Bailey Cohen-Vera

Bailey Cohen-Vera (he/him) is a poet and jiujiteiro. He lives in Brooklyn, NY. 

Short Story: Garden Party

There was music in the garden. I rode the train to be here; for a moment I hid from the world and then the world came back out. The sun was lower and buildings were taller. I wouldn’t have noticed if not for the reflective grass, which still felt like normal grass. It made me look upward. I decided to lay in it. I think I’ll be a different person tonight, that’s what I’d said.

There was music in the garden. I’m struggling to remember how I was invited here, sitting on pillows and eating rice with the holiest of councils. When I walked into the evening, it was dark, so I turned on the light. Don’t be scared said the boy stroking my asshole, so I exhaled into him from a pillow. Do you understand, now, each cause and its effect? You could take a good person and give them flowers and a gun, or you could give each to two different people and tell them to try and trade with one another. What comes next will be oblivion’s fault. That’s what God sounded like, as he rearranged my furniture for four afternoons. When I complained he had overstayed his welcome, he told me such words did not rule his time. Then he took the bones he found in my bedroom and flung them at my feet. I had needed this, had welcomed it, I had thought it was good. Anything else would mean my mind was astray.

There was music in the garden. Priya was wearing her floral skirt, moving as if silk. The grass bowed and yawned. We had wanted to be like the other iridescent bohemians, so I spilled coffee on my shirt to tremendous applause. A thousand analog clocks struck four. During that time, when I spent each day picking under my fingernails with computer wire and mechanical pencil lead, most dreams I was capable of remembering began this way. I hadn’t yet met the people whom I didn’t know, so colors had more feeling and emotion. Breathable air seemed sweeter and more abundant. Right now—how am I to know if my love is ordinary, if my passions are abandonable, when my father will die?

There was music in the garden. I had tied my hair in a high ponytail so that I would feel adored. Winter like a switchblade felt threatening in its sharpness to me; I rode my bicycle over the bridge and stopped midway through. I like to pretend there are actions that things take entirely separate from the self I embody which encourages them: the coffee pouring itself into my mouth, garbage leaping from my hand, heart emerging on the sleeve. When you told me I was loving you in the wrong way, I did not ask What would be the right way? but instead began walking in an unspecified direction. Sometimes, I miss being manic, as if it made each sin more predictable, comprehensible, forgivable. Could you keep me on the side; on the side, could you keep me? I have no emotions worth deliberating. I am a mess and trying to comb my hair.
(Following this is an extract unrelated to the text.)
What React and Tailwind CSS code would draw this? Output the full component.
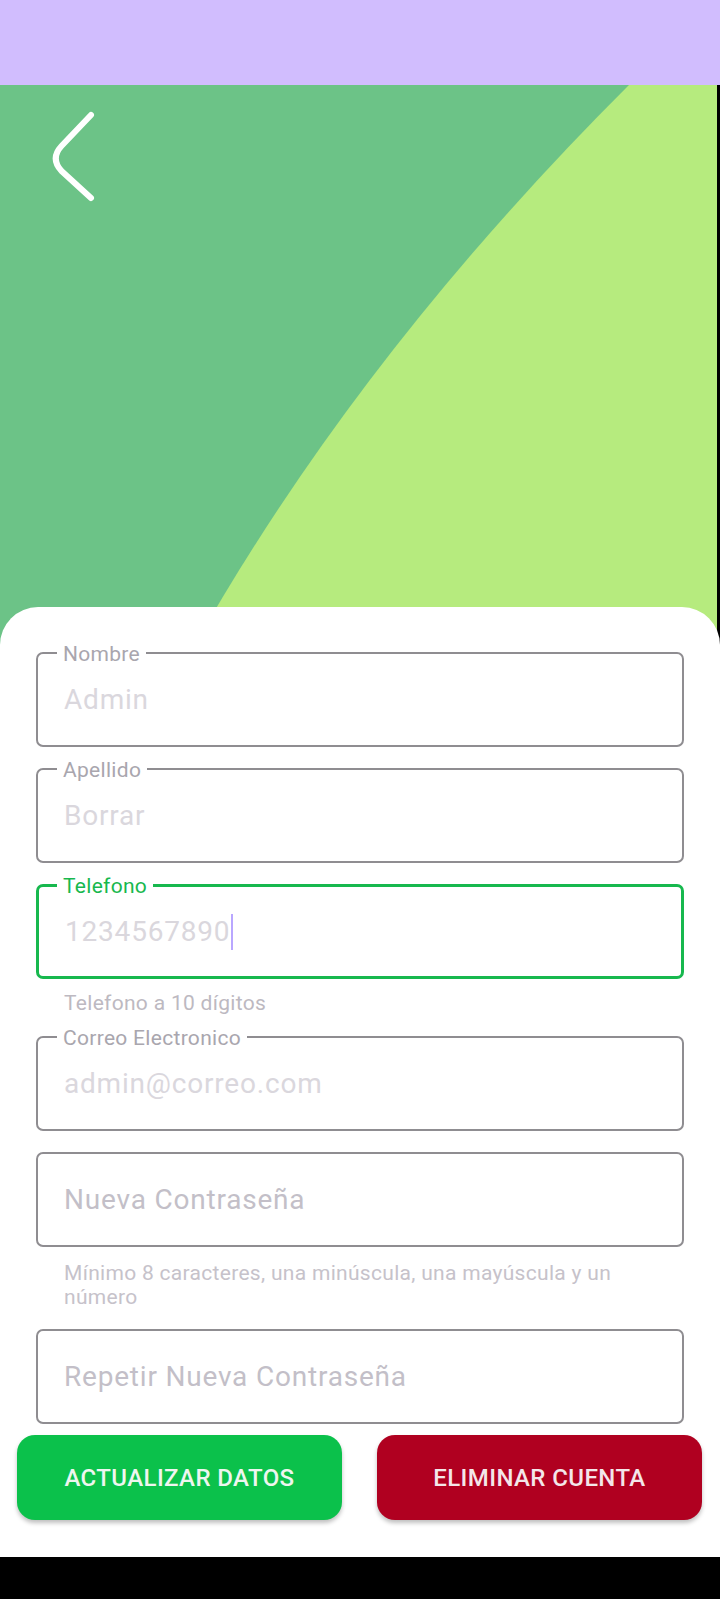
import React from "react";

const font = { fontFamily: "Roboto, 'Noto Sans', sans-serif" };

function Field({ label, value, focused, hint, caret }) {
  return (
    <div
      className={
        "relative h-[95px] rounded-[7px] flex items-center px-[26px] " +
        (focused ? "border-[3px] border-[#17b84e] px-[25px]" : "border-2 border-[#8f8d91]")
      }
    >
      {label && (
        <span
          className={
            "absolute px-[6px] bg-white text-[21px] leading-[24px] tracking-[0.3px] " +
            (focused ? "text-[#17b84e] top-[-13px] left-[18px]" : "text-[#a9a6ae] top-[-12px] left-[19px]")
          }
        >
          {label}
        </span>
      )}
      {value && (
        <span className="text-[28px] leading-[36px] tracking-[0.8px] text-[#dad7dd] flex items-center">
          {value}
          {caret && <span className="inline-block w-[2px] h-[36px] bg-[#b9a7ff] ml-[1px]" />}
        </span>
      )}
      {hint && (
        <span className="text-[28px] leading-[36px] tracking-[0.8px] text-[#c3bfc8]">{hint}</span>
      )}
    </div>
  );
}

export default function App() {
  return (
    <div className="w-[720px] min-h-[1599px] flex flex-col bg-white" style={font}>
      <div className="h-[85px] bg-[#d1bdfe]" />
      <div className="relative h-[565px] bg-[#6cc387] border-r-[3px] border-black">
        <svg className="absolute inset-0" width="717" height="565" viewBox="0 85 717 565">
          <path d="M629 85 Q358 355 192 650 L717 650 L717 85 Z" fill="#b6eb7e" />
        </svg>
        <div className="relative pt-[26px] pl-[48px]">
          <svg width="52" height="96" viewBox="48 111 52 96">
            <path
              d="M91 115 L61.5 146 Q50 158.5 61.5 171 L91 198"
              fill="none"
              stroke="white"
              strokeWidth="6"
              strokeLinecap="round"
              strokeLinejoin="round"
            />
          </svg>
        </div>
      </div>
      <div className="relative -mt-[43px] bg-white rounded-t-[38px] px-[36px] pt-[45px] pb-[37px]">
        <Field label="Nombre" value="Admin" />
        <div className="mt-[21px]">
          <Field label="Apellido" value="Borrar" />
        </div>
        <div className="mt-[21px]">
          <Field label="Telefono" value="1234567890" focused caret />
        </div>
        <div className="mt-[12px] pl-[28px] text-[21px] leading-[24px] tracking-[0.3px] text-[#bdb9c1]">
          Telefono a 10 dígitos
        </div>
        <div className="mt-[21px]">
          <Field label="Correo Electronico" value="admin@correo.com" />
        </div>
        <div className="mt-[21px]">
          <Field hint="Nueva Contraseña" />
        </div>
        <div className="mt-[14px] pl-[28px] text-[21px] leading-[24px] tracking-[0.3px] text-[#c6c2ca]">
          <div>Mínimo 8 caracteres, una minúscula, una mayúscula y un</div>
          <div>número</div>
        </div>
        <div className="mt-[20px]">
          <Field hint="Repetir Nueva Contraseña" />
        </div>
        <div className="mt-[11px] -mx-[19px] flex gap-[35px]">
          <button className="w-[325px] h-[85px] rounded-[18px] bg-[#0bc14b] text-[#eef6ef] text-[24px] font-medium tracking-[0.4px] shadow-[0_3px_4px_rgba(0,0,0,0.25)]">
            ACTUALIZAR DATOS
          </button>
          <button className="w-[325px] h-[85px] rounded-[18px] bg-[#b00020] text-[#f4e6e9] text-[24px] font-medium tracking-[0.4px] shadow-[0_3px_4px_rgba(0,0,0,0.25)]">
            ELIMINAR CUENTA
          </button>
        </div>
      </div>
      <div className="h-[42px] bg-black" />
    </div>
  );
}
There was music in the garden. A shattered mason jar on the floor leapt up and put itself back together around a heart. It started beating steadily inside; I had failed to stop wondering what tomorrow would bring. When I looked up, the servers hanging around the bar stopped laughing or maybe it was the other way around and I was being self-important. That thought was all it took for me to lose sight of myself entirely. I began to feel distant from my shadow, so I walked on all fours for a year. I decimated my posture in favor of grasping at moral righteousness. I enjoyed grasping; it reminded me of how desire could ring. Nine thin aluminum hollow rods of varying lengths clanged in the wind. It was soothing, they made me fall asleep. A timeskip began in the world.
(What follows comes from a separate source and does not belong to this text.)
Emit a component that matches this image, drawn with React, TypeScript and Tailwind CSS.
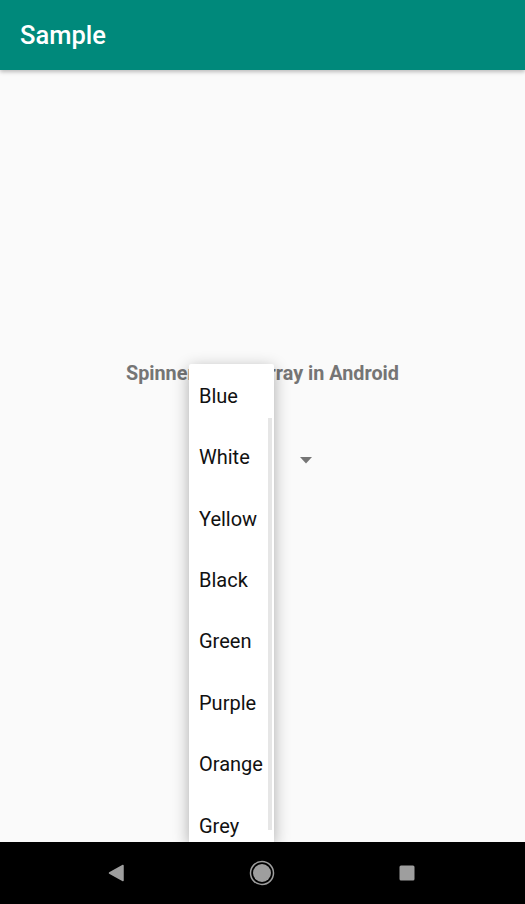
const colors = ['Blue', 'White', 'Yellow', 'Black', 'Green', 'Purple', 'Orange', 'Grey'];

function NavBar() {
  return (
    <div className="h-[62px] bg-black flex items-center shrink-0 relative z-20">
      <div className="w-[175px] flex justify-end pr-[50px]">
        <svg width="18" height="18" viewBox="0 0 18 18">
          <path d="M16 1.5 L16 16.5 L2.5 9 Z" fill="#9e9e9e" stroke="#9e9e9e" strokeWidth="1.5" strokeLinejoin="round" />
        </svg>
      </div>
      <div className="flex-1 flex justify-center pr-[2px]">
        <svg width="26" height="26" viewBox="0 0 26 26">
          <circle cx="13" cy="13" r="11.5" fill="none" stroke="#9e9e9e" strokeWidth="1.5" />
          <circle cx="13" cy="13" r="9" fill="#9e9e9e" />
        </svg>
      </div>
      <div className="w-[175px] flex justify-start pl-[49px]">
        <svg width="16" height="16" viewBox="0 0 16 16">
          <rect x="0.5" y="0.5" width="15" height="15" rx="1.5" fill="#9e9e9e" />
        </svg>
      </div>
    </div>
  );
}

export default function App() {
  return (
    <div className="w-[525px] h-[904px] flex flex-col bg-[#fafafa] relative overflow-hidden" style={{ fontFamily: 'Roboto, "Noto Sans", sans-serif' }}>
      <div className="h-[70px] bg-[#00897b] flex items-center px-5 pt-[2px] shrink-0 shadow-[0_2px_4px_rgba(0,0,0,0.25)] z-10">
        <h1 className="text-white text-[25.5px] font-medium leading-none">Sample</h1>
      </div>

      <div className="flex-1 flex flex-col items-center pt-[292px]">
        <h2 className="text-[#757575] text-[19.8px] font-bold leading-6">Spinner Using Array in Android</h2>
        <div className="mt-[71px] flex items-center pl-[86px]">
          <svg width="12" height="7" viewBox="0 0 12 7">
            <path d="M0 0 L12 0 L6 6.5 Z" fill="#757575" />
          </svg>
        </div>
      </div>

      <NavBar />

      <div className="absolute left-[189px] top-[364px] w-[85px] h-[478px] bg-white rounded-t-[2px] shadow-[0_4px_16px_rgba(0,0,0,0.32)] overflow-hidden pt-px">
        {colors.map((c) => (
          <div key={c} className="h-[61.43px] flex items-center pl-[10px] text-[20px] text-[#111]">
            {c}
          </div>
        ))}
        <div className="absolute left-[79px] top-[54px] w-[4px] h-[412px] bg-[#e6e6e6]" />
      </div>
    </div>
  );
}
There was music in the garden. It’s difficult to imagine that there are others that felt this way before me, though all literary evidence seems to contradict such vanity. If I have no voice to write in, that’s not my fault. I’m trying to be understood while I non-consensually spend my paycheck on the less extravagant things in life—rent, health insurance, lunch. If writing to process, I expect to be billed by my audience, reading previously manifested and come-to-fruition dilemmas upon which I’ve yet to catch up my thinking. I think tomorrow’s poem will be my own sad fault. I’m trying to be less like the Florida man who, upon hearing his therapist’s advice to leave his beloved, screamed LOVE IS NOT A LOGICAL PROBLEM and then shot his therapist with a gun. But there was no man, there was no gun; there was only the screaming and that was enough.
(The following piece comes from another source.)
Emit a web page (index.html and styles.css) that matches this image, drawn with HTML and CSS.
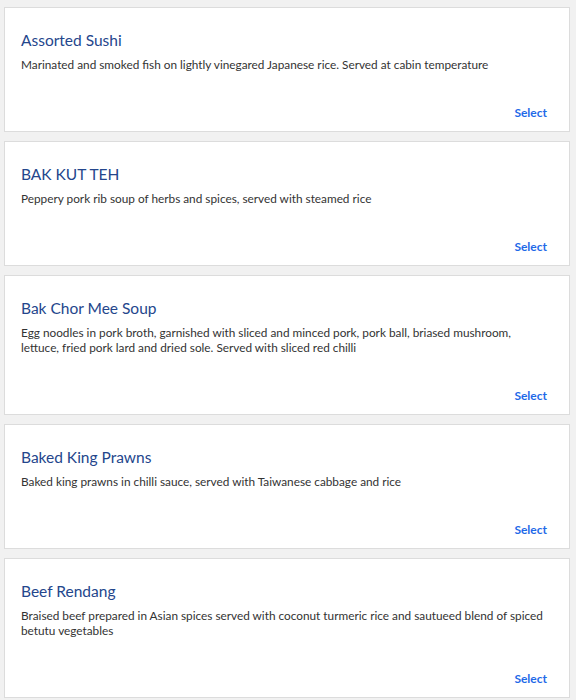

There was music in the garden. I had poured myself a glass of whiskey that didn’t taste like whiskey, so I topped it with pineapple juice. I say that I hate drinking like I say I hate my life like I say I love drinking like I say I love my life. I was offended when you walked into my home and asked to whom the prayer candles belong, as if they could be anyone’s but mine. I love a little fire. I’m learning how to be more alone each day. I’m the talk of the town. I’m the officeplace whore. Don’t you think you could do more, be better, write faster, act stronger? One time I wept and the person I love more than anything else in the world kissed the tears off my cheekbones and it made me want to change my body entirely. I disagree with the notion that a poem is inherently a confessional space. So you’re pushing back against this? I am doing everything I can. I’d even beg if you asked me to, but you’d have to ask. Otherwise, I’d waste so much time. And I’d rather spend it begging.